My God, It’s Full of …
A legal storm is brewing in California—a state that has doggedly pursued and deservedly earned a reputation for breathtaking short-sightedness.
High taxes, endless regulations, massive litigation, rising crime, increasing homelessness, and a political prioritization of social and environmental policies over practical business solutions have precipitated an exodus of small and large companies from the Golden State.
California’s latest target is the airline industry. The state seeks to require its onerous employee meal-and-rest-break laws to apply to all California flight attendants—even if their routes are entirely outside of California. The proposed measure would enable California legislators to dictate what goes on far beyond the state’s borders.
That flight attendants are hard-working professionals vital to business, recreation, and even combatting crimes such as human trafficking is an axiomatic truth. Airlines, therefore, should be encouraged to support the physical and mental health of its cabin crews. Nevertheless, nationwide application of California’s laws would so egregiously drive up the cost of air-travel that the tremendous benefits of airline deregulation would be undone.
In 1978, Congress passed the Airline Deregulation Act, which freed the industry from federal micromanagement—thereby halving the cost of flying.

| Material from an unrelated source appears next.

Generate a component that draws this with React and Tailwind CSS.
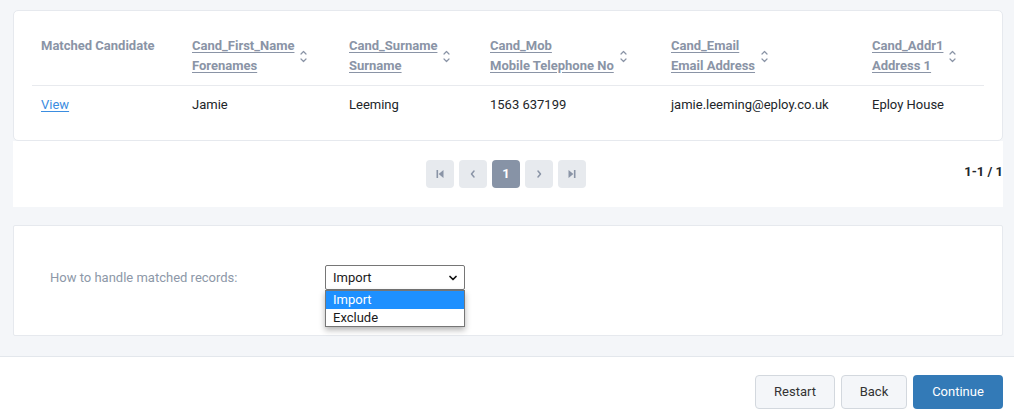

In addition to facilitating increased personal connectivity with family, friends, customers, and clients, deregulation generated trillions of dollars in economic growth for state and local economies.
Regrettably, the 9th Circuit Court of Appeals—by ruling that California’s meal-and-rest-break laws apply to Virgin America’s flight attendants who pass through California—has imperiled deregulation’s rich legacy.
The 9th Circuit’s decision undermines the very core of the Airline Deregulation Act, which overrides any state law that would, if applied to airlines, significantly affect prices, routes, and services. The act, passed by Congress and enforced for decades, specifically prohibits the very conduct California is attempting to foist on the whole of America.
Even the 9th Circuit could not deny that California’s indulgent laws would impose significant burdens on airlines. The court—in an unconscionable instance of judicial legerdemain—sidestepped the requirements of the Airline Deregulation Act by finding that airlines could hire additional flight crews.
The U.S. Justice Department—in an uncharacteristic fit of circumspection—opposed the court’s ruling, arguing that merely hiring additional crew-members is not feasible. Federal law bars such a solution—insomuch as FAA-mandated, inflight safety responsibilities preclude flight attendants from repeatedly and protractedly going off-duty.
Additionally, staffing every flight with multiple teams of flight attendants would itself constitute a significant burden on airlines—which would contemporaneously bear the expense of training and paying redundant flight attendants and lose capacity otherwise assignable to revenue passengers.
In the absence of additional staff, airlines would be obligated to offer existing cabin-crews breaks between flights—thereby disrupting tightly choreographed crew schedules and engendering worsening flight delays.
What’s more, if the 9th Circuit’s decision stands, airlines will be constrained by similar laws in New York, Massachusetts, Oregon, Illinois, Washington, and other, restriction-happy states. A patchwork of 51 independent legal regimes is apt to emerge, each imposing disparate restrictions on airlines. The scenario is precisely what the Airline Deregulation Act was meant to prevent.
Virgin America—prudently—is seeking Supreme Court review of the 9th Circuit’s inexplicable ruling.
Remarkably, there’s a final twist to this harrowing story.
Biden’s DOJ, in recent months, has reversed its position on the 9th Circuit’s ruling, and now insists the Supreme Court should not review the case.
In keeping with prevailing federal convention, the The DOJ has articulated no reason for its schizoid mutability—excepting a dubious, rambling sophism that posits: perhaps a flight attendant could be “off-duty” for purposes of California law but “on duty” for purposes of federal law.
California’s compulsion to ruin its own economy is unfortunate. The Golden State, however, has a history of attempting to export its policy decisions to the rest of America.
Empowering California to dictate when and how flight-crews operate in Utah, Indiana, North Dakota, or any other U.S. state seems patently absurd, and fiscally suicidal .
Airlines provide tremendous economic benefits. The 9th Circuit’s decision threatens to reimpose the bureaucracy, red-tape, and overreach that stifled economic growth prior to deregulation. Should the Supreme Court fail to reverse the lower court’s feat of judiciary fatuity, Americans will soon count skyrocketing travel costs among the many and varied woes heaped upon them by the federal government.